• STATED GOAL
Retype, exactly as they stand, the lines from the start of the data to the line that contains "import React from", both ends included. Leave the pictures out.

• SUPPLIED DATA
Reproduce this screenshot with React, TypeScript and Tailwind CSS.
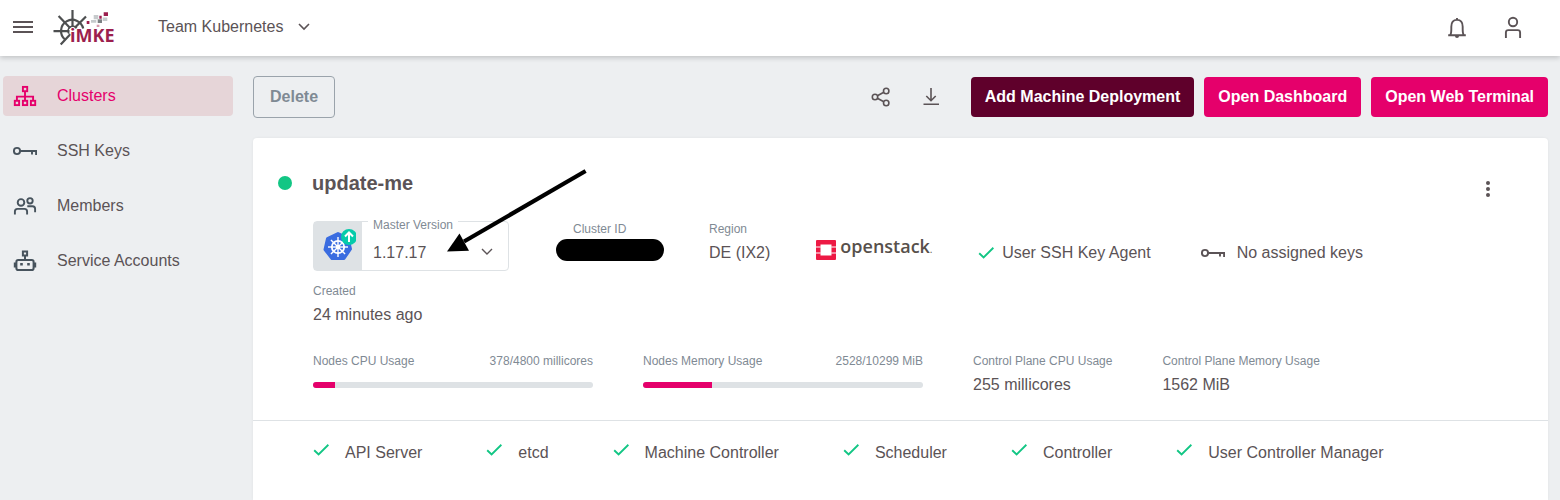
import React from "react";

function CheckIcon({ className = "" }: { className?: string }) {
  return (
    <svg aria-hidden="true" className={`shrink-0 ${className}`} width="16" height="16" viewBox="0 0 16 16" fill="none" stroke="#12c684" strokeWidth="1.9">
      <path d="M1.2 8.2 5.6 12.4 15.4 2.8" />
    </svg>
  );
}

function KeyIcon({ color }: { color: string }) {
  return (
    <svg aria-hidden="true" className="shrink-0" width="24" height="24" viewBox="0 0 24 24" fill="none" stroke={color} strokeWidth="1.9">
      <circle cx="4" cy="12" r="3.1" />
      <path d="M7 12H24M23.1 12v4M19 12v3.6" />
    </svg>
  );
}

function ClustersIcon() {
  return (
    <svg aria-hidden="true" className="shrink-0" width="24" height="24" viewBox="0 0 24 24" fill="none" stroke="#e5006b" strokeWidth="1.9">
      <rect x="9.9" y="2.9" width="4.3" height="4.3" />
      <path d="M12 7.2v9.5M3.9 16.700v-4.100h16.200v4.100" />
      <rect x="1.8" y="16.8" width="4.3" height="4.3" />
      <rect x="9.9" y="16.8" width="4.3" height="4.3" />
      <rect x="17.9" y="16.8" width="4.3" height="4.3" />
    </svg>
  );
}

function MembersIcon() {
  return (
    <svg aria-hidden="true" className="shrink-0" width="24" height="24" viewBox="0 0 24 24" fill="none" stroke="#47535d" strokeWidth="1.9">
      <circle cx="8" cy="8.400" r="3.300" />
      <circle cx="17" cy="6.800" r="2.700" />
      <path d="M1.900 20.500v-3q0-2.600 2.600-2.600h7q2.600 0 2.600 2.600v3M14.300 12.200h5.200q2.600 0 2.600 2.600v3.400" />
    </svg>
  );
}

function RobotIcon() {
  return (
    <svg aria-hidden="true" className="shrink-0" width="24" height="24" viewBox="0 0 24 24" fill="none" stroke="#47535d" strokeWidth="2">
      <rect x="9.900" y="2.500" width="4.200" height="4" />
      <path d="M12 6.500v4.500" />
      <rect x="3.400" y="10.900" width="17.200" height="10.200" rx="1.800" />
      <path d="M1.900 13.500v5M22.100 13.500v5" strokeWidth="2.200" />
      <path d="M7.200 15.300h2.600M14.200 15.300h2.600" strokeWidth="2.600" />
    </svg>
  );
}

function Logo() {
  return (
    <svg role="img" aria-label="iMKE" width="62" height="38" viewBox="0 0 62 38">
      <g fill="none" stroke="#4d4f50" strokeWidth="2.200">
        <path d="M12 30.500A11.200 11.200 0 1 1 30.200 19.500" />
        <path d="M19.500 1v17M0.500 22.200h16M5.600 7l11.500 12M33 7.500 21.500 19M17.500 25 7.700 35.500" />
        <path d="M15.800 24.500a4.600 4.600 0 1 1 8-5" strokeWidth="1.700" />
      </g>
      <path fill="#9c1f4e" d="M50.700 3.300H55V7h-4.300zM46.300 6.700h2.400v3h-2.400zM33.700 12h2.700v3h-2.700z" />
      <path fill="#c6cacc" d="M40.700 6h4.600v4.300h-4.600zM49.700 8.500h4.600v3.400h-4.600zM38 11h5.300v2.700H38z" />
      <path fill="#7c8183" d="M44.700 10.300H49V14h-4.300z" />
      <path fill="#d79aad" d="M43.700 15.700h2.700V18h-2.700z" />
      <text x="17" y="33" fontFamily="Open Sans, sans-serif" fontWeight="700" fontSize="18" fill="#9c1f4e" stroke="#fff" strokeWidth="1.600" paintOrder="stroke">iMKE</text>
    </svg>
  );
}

const spokes = [0, 45, 90, 135, 180, 225, 270, 315];

function KubernetesIcon() {
  return (
    <svg aria-hidden="true" width="36" height="36" viewBox="0 0 36 36">
      <path fill="#3a6ce0" stroke="#3a6ce0" strokeWidth="3" strokeLinejoin="round" d="M18 5.500 28 10 30.500 21 24 30.500H12L5 21.500 7.500 10.500z" />
      <g stroke="#fff" fill="none" strokeWidth="1.800" transform="translate(18 19)">
        <circle r="6.200" />
        {spokes.map((a) => (
          <path key={a} d="M0-1V-10" transform={`rotate(${a})`} strokeWidth="1.400" />
        ))}
        <circle r="1.300" fill="#fff" />
      </g>
      <circle cx="29" cy="9" r="8" fill="#06cbaa" />
      <path d="M29 14V5M25 8.500l4-4 4 4" fill="none" stroke="#fff" strokeWidth="2" />
    </svg>
  );
}

const nav = [
  { label: "Clusters", icon: <ClustersIcon />, active: true },
  { label: "SSH Keys", icon: <KeyIcon color="#47535d" />, active: false },
  { label: "Members", icon: <MembersIcon />, active: false },
  { label: "Service Accounts", icon: <RobotIcon />, active: false },
];

const health = ["API Server", "etcd", "Machine Controller", "Scheduler", "Controller", "User Controller Manager"];

function Stat({ label, value }: { label: string; value: string }) {
  return (
    <div>
      <div className="text-xs leading-4 text-[#7f8a94]">{label}</div>
      <div className="mt-1 leading-6">{value}</div>
    </div>
  );
}

function Usage({ label, amount, percent }: { label: string; amount: string; percent: number }) {
  return (
    <div className="w-[280px]">
      <div className="flex justify-between text-xs leading-4 text-[#7f8a94]">
        <span>{label}</span>
        <span>{amount}</span>
      </div>
      <div role="progressbar" aria-label={label} aria-valuenow={percent} className="mt-[13px] h-1.5 overflow-hidden rounded-full bg-[#dee2e5]">
        <div className="h-full bg-[#e5006b]" style={{ width: `${percent}%` }} />
      </div>
    </div>
  );
}

export default function App() {
  return (
    <div className="flex min-h-screen flex-col bg-[#edeff1] font-['Liberation_Sans',Arial,sans-serif] text-base text-[#5b5356]">
      <header className="relative flex h-14 items-center bg-white pr-[35px] pl-3 shadow-[0_2px_5px_rgba(0,0,0,0.18)]">
        <button type="button" aria-label="Menu">
          <svg width="22" height="22" viewBox="0 0 22 22" stroke="#5b5356" strokeWidth="2">
            <path d="M1 5h20M1 10h20M1 15h20" />
          </svg>
        </button>
        <a href="#home" className="ml-[19px]"><Logo /></a>
        <button type="button" className="ml-[43px] flex items-center gap-[15px] pb-0.5 leading-6">
          Team Kubernetes
          <svg aria-hidden="true" width="12" height="12" viewBox="0 0 12 12" fill="none" stroke="#5b5356" strokeWidth="1.600">
            <path d="M1 3l5 5 5-5" />
          </svg>
        </button>
        <div className="ml-auto flex gap-8">
          <button type="button" aria-label="Notifications">
            <svg width="24" height="24" viewBox="0 0 24 24" fill="none" stroke="#5b5356" strokeWidth="1.900">
              <path d="M3.200 19.200h17.600M5.300 19c1.300-2 1-5 1-8.200C6.300 6.500 8.500 3.900 12 3.900s5.700 2.600 5.700 6.900c0 3.200-.3 6.200 1 8.200M12 2v2" />
              <path d="M10 20h4a2 2 0 0 1-4 0z" fill="#5b5356" stroke="none" />
            </svg>
          </button>
          <button type="button" aria-label="Account">
            <svg width="24" height="24" viewBox="0 0 24 24" fill="none" stroke="#5b5356" strokeWidth="1.900">
              <circle cx="12" cy="6" r="4.200" />
              <path d="M4.900 22v-5.500q0-2.400 2.400-2.400h9.400q2.400 0 2.400 2.400V22" />
            </svg>
          </button>
        </div>
      </header>

      <div className="flex flex-1">
        <nav className="flex w-[233px] shrink-0 flex-col gap-[15px] pt-5 pl-[3px]">
          {nav.map((n) => (
            <a
              key={n.label}
              href="#nav"
              className={`flex h-10 items-center gap-5 rounded-sm pl-2.5 ${n.active ? "bg-[#e6d5d8] text-[#e5006b]" : ""}`}
            >
              {n.icon}
              {n.label}
            </a>
          ))}
        </nav>

        <main className="flex min-w-0 flex-1 flex-col pt-5 pr-3 pl-5">
          <div className="flex h-[42px] items-center">
            <button type="button" className="h-[42px] rounded border border-[#9aa3ab] px-4 font-bold text-[#7f8a94]">Delete</button>
            <div className="ml-auto flex items-center gap-[26px]">
              <button type="button" aria-label="Share">
                <svg width="24" height="24" viewBox="0 0 24 24" fill="none" stroke="#5b5356" strokeWidth="1.600">
                  <circle cx="6" cy="12" r="2.700" />
                  <circle cx="17.200" cy="6" r="2.700" />
                  <circle cx="17.200" cy="18" r="2.700" />
                  <path d="M8.400 10.800l6.400-3.500M8.400 13.200l6.400 3.500" />
                </svg>
              </button>
              <button type="button" aria-label="Download">
                <svg width="24" height="24" viewBox="0 0 24 24" fill="none" stroke="#5b5356" strokeWidth="1.600">
                  <path d="M12 3v12.500M7.300 11l4.700 4.700 4.700-4.700M4.500 19.200h15.500" />
                </svg>
              </button>
            </div>
            <div className="ml-7 flex gap-2.5 font-bold text-white">
              <button type="button" className="h-10 rounded bg-[#5f002b] px-3.5">Add Machine Deployment</button>
              <button type="button" className="h-10 rounded bg-[#e5006b] px-3.5">Open Dashboard</button>
              <button type="button" className="h-10 rounded bg-[#e5006b] px-3.5">Open Web Terminal</button>
            </div>
          </div>

          <section className="mt-5 flex-1 rounded-t bg-white shadow-[0_0_3px_rgba(0,0,0,0.06)]">
            <div className="flex items-start pt-[33px] pr-12 pl-[25px]">
              <span className="mt-[5px] size-3.5 rounded-full bg-[#12c684]" />
              <h1 className="ml-5 text-xl leading-6 font-bold">update-me</h1>
              <button type="button" aria-label="More" className="mt-1.5 ml-auto">
                <svg width="24" height="24" viewBox="0 0 24 24" fill="#5b5356">
                  <circle cx="12" cy="6" r="2" />
                  <circle cx="12" cy="12" r="2" />
                  <circle cx="12" cy="18" r="2" />
                </svg>
              </button>
            </div>

            <div className="flex flex-wrap items-start gap-y-3 px-[60px] pt-5">
              <div className="relative mr-[47px] flex h-[50px] w-[196px] rounded border border-[#dee2e5]">
                <div className="flex w-12 items-center justify-center bg-[#dee2e5]"><KubernetesIcon /></div>
                <label htmlFor="version" className="absolute -top-[5px] left-[54px] bg-white px-[5px] text-xs leading-4 text-[#7f8a94]">Master Version</label>
                <select id="version" className="min-w-0 flex-1 appearance-none bg-transparent pt-3.5 pl-[11px]">
                  <option>1.17.17</option>
                </select>
                <svg aria-hidden="true" className="pointer-events-none absolute top-6 right-[15px]" width="12" height="12" viewBox="0 0 12 12" fill="none" stroke="#5b5356" strokeWidth="1.400">
                  <path d="M1 3l5 5 5-5" />
                </svg>
                <svg aria-hidden="true" className="pointer-events-none absolute -top-[54px] left-[132px]" width="144" height="88" viewBox="0 0 144 88">
                  <path d="M139.600 3 18 73.500" stroke="#000" strokeWidth="4.200" />
                  <path d="M1 83.500 13.500 65.500 23 82.700z" />
                </svg>
              </div>
              <div className="mr-[45px] flex w-[108px] flex-col">
                <span className="pl-[17px] text-xs leading-4 text-[#7f8a94]">Cluster ID</span>
                <span className="mt-0.5 h-[22px] rounded-full bg-black" />
              </div>
              <div className="mr-[46px]"><Stat label="Region" value="DE (IX2)" /></div>
              <div className="mr-[46px] flex h-[58px] items-center gap-1">
                <svg aria-hidden="true" width="20" height="20" viewBox="0 0 20 20">
                  <path fill="#ed1944" fillRule="evenodd" d="M1 0h18a1 1 0 0 1 1 1v5.500h-4.500V4.500h-11v2H0V1a1 1 0 0 1 1-1zM0 7.500h4.500v5H0zM15.500 7.500H20v5h-4.500zM0 13.500h4.500v2h11v-2H20V19a1 1 0 0 1-1 1H1a1 1 0 0 1-1-1z" />
                  <path fill="#f48fa5" d="M0 6.500h4.500v1H0zM0 12.500h4.500v1H0zM15.500 6.500H20v1h-4.500zM15.500 12.500H20v1h-4.500z" />
                </svg>
                <span className="pb-1 font-['Open_Sans',sans-serif] text-lg leading-5 font-semibold text-[#57504b]">openstack<span className="text-[8px]">.</span></span>
              </div>
              <div className="mr-[50px] flex h-16 items-center gap-2"><CheckIcon />User SSH Key Agent</div>
              <div className="flex h-16 items-center gap-3"><KeyIcon color="#5b5356" />No assigned keys</div>
              <div className="-mt-[14px] basis-full"><Stat label="Created" value="24 minutes ago" /></div>
            </div>

            <div className="flex flex-wrap gap-x-[50px] gap-y-4 border-b border-[#dee2e5] px-[60px] pt-[26px] pb-[23px]">
              <Usage label="Nodes CPU Usage" amount="378/4800 millicores" percent={8} />
              <Usage label="Nodes Memory Usage" amount="2528/10299 MiB" percent={24.6} />
              <Stat label="Control Plane CPU Usage" value="255 millicores" />
              <Stat label="Control Plane Memory Usage" value="1562 MiB" />
            </div>

            <ul className="flex flex-wrap gap-x-16 gap-y-4 px-[60px] pt-5">
              {health.map((h) => (
                <li key={h} className="flex gap-4 leading-6"><CheckIcon className="mt-px" />{h}</li>
              ))}
            </ul>
          </section>
        </main>
      </div>
    </div>
  );
}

• SOLUTION TO THIS PROBLEM
Reproduce this screenshot with React, TypeScript and Tailwind CSS.
import React from "react";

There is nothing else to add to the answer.